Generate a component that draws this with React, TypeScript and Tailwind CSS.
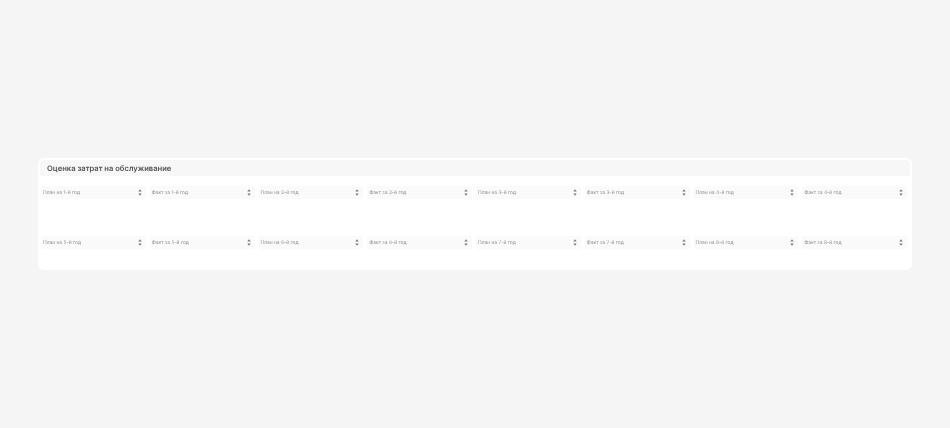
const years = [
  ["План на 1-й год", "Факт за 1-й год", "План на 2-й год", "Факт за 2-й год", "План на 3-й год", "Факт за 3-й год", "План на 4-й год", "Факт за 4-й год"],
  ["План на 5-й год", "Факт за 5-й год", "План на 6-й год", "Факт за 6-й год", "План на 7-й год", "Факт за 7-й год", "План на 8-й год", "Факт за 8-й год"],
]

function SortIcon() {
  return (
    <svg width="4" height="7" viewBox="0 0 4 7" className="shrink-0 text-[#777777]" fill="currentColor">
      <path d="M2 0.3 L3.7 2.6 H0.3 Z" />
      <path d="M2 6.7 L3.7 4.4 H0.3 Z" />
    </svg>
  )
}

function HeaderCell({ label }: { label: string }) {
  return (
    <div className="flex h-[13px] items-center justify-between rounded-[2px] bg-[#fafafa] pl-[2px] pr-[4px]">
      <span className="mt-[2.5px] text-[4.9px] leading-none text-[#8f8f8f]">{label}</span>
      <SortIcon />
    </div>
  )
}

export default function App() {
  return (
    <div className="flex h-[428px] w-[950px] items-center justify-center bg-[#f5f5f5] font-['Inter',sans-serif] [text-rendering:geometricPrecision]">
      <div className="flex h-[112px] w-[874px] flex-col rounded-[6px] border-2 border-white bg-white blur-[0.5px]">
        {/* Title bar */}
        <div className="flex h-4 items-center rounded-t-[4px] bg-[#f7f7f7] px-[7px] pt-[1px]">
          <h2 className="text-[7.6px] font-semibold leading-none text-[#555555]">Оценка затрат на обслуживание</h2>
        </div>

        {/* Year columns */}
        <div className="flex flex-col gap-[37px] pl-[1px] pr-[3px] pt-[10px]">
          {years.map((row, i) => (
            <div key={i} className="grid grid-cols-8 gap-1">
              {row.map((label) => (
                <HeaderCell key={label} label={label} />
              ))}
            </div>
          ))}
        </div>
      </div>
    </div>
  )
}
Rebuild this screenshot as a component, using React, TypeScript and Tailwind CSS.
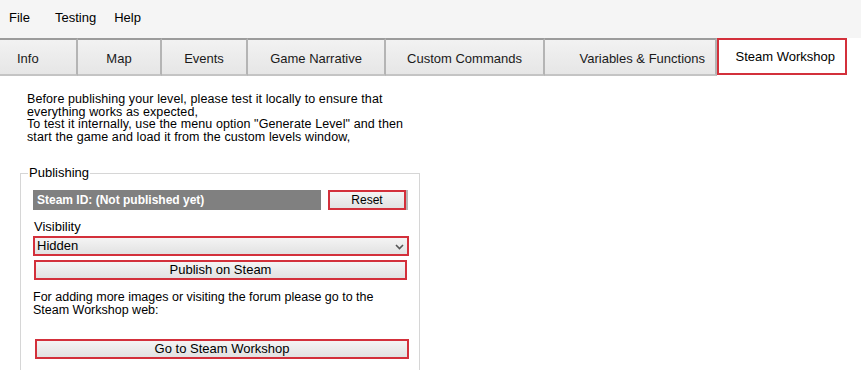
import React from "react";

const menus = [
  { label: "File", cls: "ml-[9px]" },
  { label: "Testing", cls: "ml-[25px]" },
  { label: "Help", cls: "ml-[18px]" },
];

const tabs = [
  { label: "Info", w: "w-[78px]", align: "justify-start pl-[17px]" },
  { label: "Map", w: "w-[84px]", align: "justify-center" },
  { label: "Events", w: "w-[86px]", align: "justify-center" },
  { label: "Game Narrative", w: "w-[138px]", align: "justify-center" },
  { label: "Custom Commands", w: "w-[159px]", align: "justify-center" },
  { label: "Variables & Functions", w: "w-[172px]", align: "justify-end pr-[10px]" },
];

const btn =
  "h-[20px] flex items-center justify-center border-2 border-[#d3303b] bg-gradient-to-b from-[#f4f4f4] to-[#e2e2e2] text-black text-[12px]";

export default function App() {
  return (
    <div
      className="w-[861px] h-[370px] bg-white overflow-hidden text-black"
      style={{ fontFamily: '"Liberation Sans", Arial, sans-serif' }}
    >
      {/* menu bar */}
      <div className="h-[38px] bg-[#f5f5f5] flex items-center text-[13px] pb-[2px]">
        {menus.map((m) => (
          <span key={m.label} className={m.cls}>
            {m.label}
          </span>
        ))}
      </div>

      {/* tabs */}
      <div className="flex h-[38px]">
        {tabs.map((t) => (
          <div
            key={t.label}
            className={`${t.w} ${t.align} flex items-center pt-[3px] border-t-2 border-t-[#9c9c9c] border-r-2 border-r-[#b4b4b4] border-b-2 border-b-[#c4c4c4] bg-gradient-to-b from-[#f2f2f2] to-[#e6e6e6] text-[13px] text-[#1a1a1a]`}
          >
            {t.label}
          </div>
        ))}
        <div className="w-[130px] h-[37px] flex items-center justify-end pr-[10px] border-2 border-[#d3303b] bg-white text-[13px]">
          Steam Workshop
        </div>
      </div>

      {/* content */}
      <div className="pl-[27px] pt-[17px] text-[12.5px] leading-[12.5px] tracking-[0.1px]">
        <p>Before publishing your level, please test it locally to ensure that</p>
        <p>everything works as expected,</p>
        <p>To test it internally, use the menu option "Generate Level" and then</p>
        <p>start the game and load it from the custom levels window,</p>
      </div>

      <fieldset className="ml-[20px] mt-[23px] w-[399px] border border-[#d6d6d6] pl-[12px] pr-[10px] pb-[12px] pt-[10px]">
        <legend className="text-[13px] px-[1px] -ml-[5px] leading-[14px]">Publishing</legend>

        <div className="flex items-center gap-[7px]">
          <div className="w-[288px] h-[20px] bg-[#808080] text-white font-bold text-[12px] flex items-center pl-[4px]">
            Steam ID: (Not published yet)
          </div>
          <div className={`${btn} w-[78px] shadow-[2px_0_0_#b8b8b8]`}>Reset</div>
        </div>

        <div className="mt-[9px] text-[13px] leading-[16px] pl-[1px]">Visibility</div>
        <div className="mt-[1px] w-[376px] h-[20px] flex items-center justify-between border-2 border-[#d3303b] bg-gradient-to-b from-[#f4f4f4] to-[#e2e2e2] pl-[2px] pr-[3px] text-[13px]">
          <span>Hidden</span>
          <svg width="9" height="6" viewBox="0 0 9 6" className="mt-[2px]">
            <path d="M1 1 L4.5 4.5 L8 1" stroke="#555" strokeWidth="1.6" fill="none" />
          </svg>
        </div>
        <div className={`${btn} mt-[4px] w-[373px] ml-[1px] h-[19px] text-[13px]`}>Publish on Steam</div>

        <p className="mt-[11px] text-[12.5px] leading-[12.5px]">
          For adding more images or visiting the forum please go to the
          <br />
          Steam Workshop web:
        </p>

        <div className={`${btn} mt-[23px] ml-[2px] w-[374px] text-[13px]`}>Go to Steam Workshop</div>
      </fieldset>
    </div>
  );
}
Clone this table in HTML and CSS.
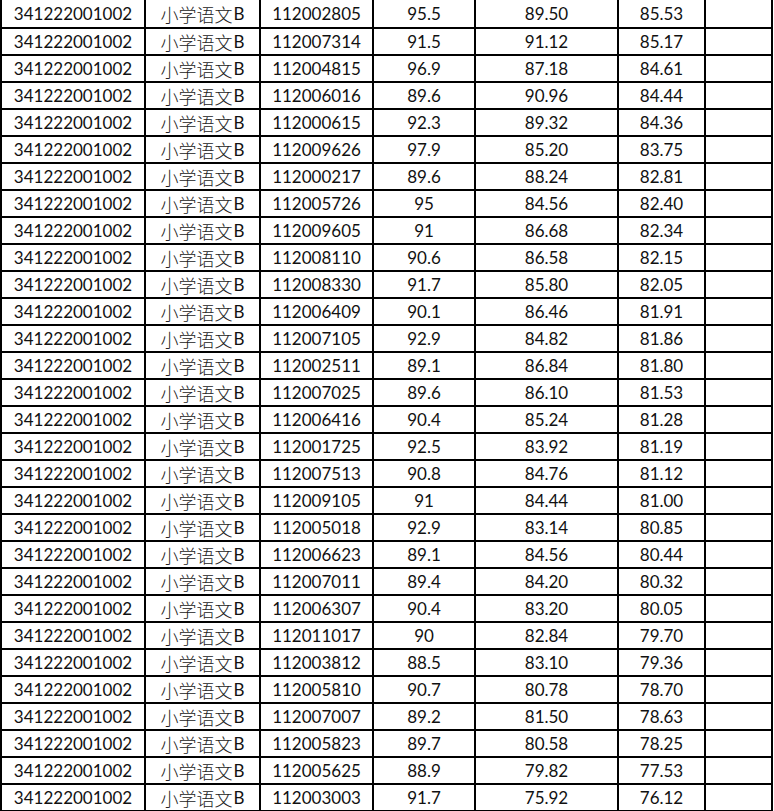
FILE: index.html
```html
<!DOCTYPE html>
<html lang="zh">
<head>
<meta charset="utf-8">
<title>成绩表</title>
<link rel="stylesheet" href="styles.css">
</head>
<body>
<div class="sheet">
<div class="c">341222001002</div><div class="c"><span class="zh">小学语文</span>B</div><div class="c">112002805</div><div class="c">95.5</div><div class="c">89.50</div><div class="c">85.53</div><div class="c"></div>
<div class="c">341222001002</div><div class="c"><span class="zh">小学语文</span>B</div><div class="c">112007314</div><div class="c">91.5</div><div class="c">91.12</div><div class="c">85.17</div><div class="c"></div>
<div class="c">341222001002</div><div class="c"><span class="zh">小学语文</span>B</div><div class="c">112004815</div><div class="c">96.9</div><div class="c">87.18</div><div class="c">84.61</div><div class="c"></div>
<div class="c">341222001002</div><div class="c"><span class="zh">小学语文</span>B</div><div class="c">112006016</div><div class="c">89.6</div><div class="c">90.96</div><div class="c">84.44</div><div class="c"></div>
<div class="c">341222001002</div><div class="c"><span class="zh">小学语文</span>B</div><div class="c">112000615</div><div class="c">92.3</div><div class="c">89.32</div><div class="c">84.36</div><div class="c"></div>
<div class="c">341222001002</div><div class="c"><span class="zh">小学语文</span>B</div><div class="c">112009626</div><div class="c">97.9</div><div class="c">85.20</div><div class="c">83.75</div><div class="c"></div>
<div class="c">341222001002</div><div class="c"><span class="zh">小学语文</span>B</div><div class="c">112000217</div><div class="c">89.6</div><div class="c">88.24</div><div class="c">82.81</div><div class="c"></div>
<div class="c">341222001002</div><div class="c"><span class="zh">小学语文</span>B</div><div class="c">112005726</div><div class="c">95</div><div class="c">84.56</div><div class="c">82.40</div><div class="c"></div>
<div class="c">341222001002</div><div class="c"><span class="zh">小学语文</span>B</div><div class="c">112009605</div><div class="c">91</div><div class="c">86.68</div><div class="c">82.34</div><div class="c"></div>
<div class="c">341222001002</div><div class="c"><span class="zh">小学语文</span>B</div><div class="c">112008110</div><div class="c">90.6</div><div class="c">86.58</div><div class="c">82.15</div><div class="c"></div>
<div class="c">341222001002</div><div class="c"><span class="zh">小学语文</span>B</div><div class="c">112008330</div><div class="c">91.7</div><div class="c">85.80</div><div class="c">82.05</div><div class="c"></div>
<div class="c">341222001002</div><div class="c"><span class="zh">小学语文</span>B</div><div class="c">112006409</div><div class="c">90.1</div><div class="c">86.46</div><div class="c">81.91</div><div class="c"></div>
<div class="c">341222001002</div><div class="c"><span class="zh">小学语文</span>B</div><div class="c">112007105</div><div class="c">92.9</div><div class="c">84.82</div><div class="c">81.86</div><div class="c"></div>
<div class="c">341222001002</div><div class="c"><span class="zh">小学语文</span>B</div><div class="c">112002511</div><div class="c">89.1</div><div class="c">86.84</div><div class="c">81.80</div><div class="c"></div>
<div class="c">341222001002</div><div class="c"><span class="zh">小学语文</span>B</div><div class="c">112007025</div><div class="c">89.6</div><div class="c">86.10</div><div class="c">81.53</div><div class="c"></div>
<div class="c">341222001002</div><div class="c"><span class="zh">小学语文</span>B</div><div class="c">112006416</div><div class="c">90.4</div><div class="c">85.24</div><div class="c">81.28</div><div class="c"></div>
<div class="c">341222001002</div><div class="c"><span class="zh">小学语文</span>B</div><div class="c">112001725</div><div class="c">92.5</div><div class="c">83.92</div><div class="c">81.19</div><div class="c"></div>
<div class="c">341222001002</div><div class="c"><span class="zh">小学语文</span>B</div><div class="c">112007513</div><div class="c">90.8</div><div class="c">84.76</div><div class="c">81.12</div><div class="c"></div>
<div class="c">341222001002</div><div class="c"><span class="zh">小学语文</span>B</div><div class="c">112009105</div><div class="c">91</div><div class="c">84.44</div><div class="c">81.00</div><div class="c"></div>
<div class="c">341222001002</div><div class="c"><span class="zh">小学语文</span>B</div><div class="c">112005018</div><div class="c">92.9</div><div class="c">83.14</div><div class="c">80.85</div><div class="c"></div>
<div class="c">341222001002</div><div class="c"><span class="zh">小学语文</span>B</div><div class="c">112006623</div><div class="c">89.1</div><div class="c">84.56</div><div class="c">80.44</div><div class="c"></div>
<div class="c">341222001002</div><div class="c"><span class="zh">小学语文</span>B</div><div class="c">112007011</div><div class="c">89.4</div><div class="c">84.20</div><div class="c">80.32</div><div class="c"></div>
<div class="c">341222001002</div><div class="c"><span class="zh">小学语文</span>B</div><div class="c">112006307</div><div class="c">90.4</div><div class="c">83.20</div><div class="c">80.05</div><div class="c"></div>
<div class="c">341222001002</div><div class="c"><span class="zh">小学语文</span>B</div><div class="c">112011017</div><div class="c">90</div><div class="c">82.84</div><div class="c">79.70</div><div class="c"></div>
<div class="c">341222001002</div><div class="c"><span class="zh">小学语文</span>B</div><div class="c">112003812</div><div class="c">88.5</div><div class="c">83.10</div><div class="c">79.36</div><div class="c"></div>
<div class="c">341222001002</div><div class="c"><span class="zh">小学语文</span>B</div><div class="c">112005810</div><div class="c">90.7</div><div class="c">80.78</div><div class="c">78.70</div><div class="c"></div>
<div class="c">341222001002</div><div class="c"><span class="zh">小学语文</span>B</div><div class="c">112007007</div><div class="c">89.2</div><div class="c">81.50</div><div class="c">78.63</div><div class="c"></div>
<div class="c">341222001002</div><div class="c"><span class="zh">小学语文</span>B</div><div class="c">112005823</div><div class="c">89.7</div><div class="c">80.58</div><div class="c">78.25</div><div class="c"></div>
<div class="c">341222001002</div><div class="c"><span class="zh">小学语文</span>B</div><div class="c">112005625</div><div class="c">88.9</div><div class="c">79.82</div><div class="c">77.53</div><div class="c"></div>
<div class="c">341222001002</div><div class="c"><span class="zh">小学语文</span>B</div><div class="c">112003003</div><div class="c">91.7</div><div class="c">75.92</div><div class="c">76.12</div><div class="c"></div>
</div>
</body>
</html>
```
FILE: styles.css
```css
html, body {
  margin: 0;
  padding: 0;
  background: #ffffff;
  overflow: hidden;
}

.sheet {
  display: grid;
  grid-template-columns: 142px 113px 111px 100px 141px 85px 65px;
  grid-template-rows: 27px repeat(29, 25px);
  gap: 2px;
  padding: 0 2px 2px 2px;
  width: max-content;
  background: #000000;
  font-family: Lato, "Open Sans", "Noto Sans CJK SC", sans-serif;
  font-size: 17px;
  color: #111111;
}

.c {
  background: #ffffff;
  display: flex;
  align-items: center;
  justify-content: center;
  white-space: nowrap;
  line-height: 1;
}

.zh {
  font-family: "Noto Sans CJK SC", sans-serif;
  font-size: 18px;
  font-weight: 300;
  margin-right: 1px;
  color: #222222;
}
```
:::::
Find each line holding the word "Generate" and copy it.

Generate a component that draws this with React, TypeScript and Tailwind CSS.
        <p>To test it internally, use the menu option "Generate Level" and then</p>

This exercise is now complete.